Suspicions about the additives are largely based on an FSA-commissioned study conducted at the University of Southampton in England. Researchers reported that children showed signs of hyperactivity after consuming fruit drinks containing any of the six colourants: Sunset yellow (E110), Quinoline yellow (E104), Carmoisine (E122), Allura red (E129), Tartrazine (E102) and Ponceau 4R (E124).

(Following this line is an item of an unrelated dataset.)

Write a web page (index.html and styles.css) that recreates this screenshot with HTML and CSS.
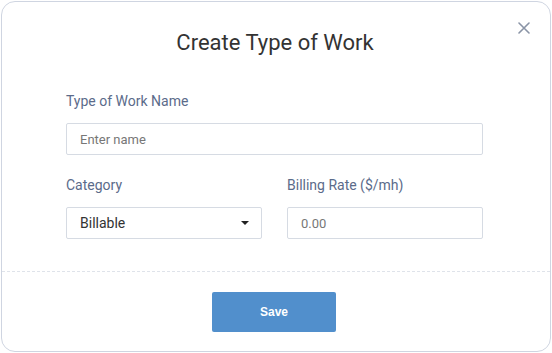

Earlier this month, scientists with the European Food Safety Authority (EFSA) decided that the Southampton findings were not sufficiently conclusive to warrant an immediate ban on the colourants. * ‘Vulnerable consumers’*

But BEUC Director General Monique Goyens said on Thursday: "It is unacceptable to leave on the market substances strongly suspected to increase hyperactivity in children, while having no added value at all except colouring food. The European Union must place the health of its most vulnerable consumers before any other interest."

The letter to Commissioner Vassiliou was signed by BEUC and 41 other European organisations including consumer associations in Sweden, Denmark, Iceland, Finland, Spain, Italy, Hungary, Ireland and Bulgaria. Other signatories included Britain’s Royal Society of Health, the British Dental Health Foundation and Friends of the Earth Europe.

The letter said: “We, the undersigned 42 organisations from 12 member states, representing a wide range of consumer groups, food and health charities, and parents, call on the European Commissioner to employ the precautionary principle by suspending use of certain food colourings found to affect the activity and attention of children...

“We call on the European Health Commissioner, as risk manager, to take a decision in favour of precaution and consumer protection. Use of the six colours should be suspended, and manufacturers should continue to seek alternatives. This is in line with what consumers want, and with current market trends.”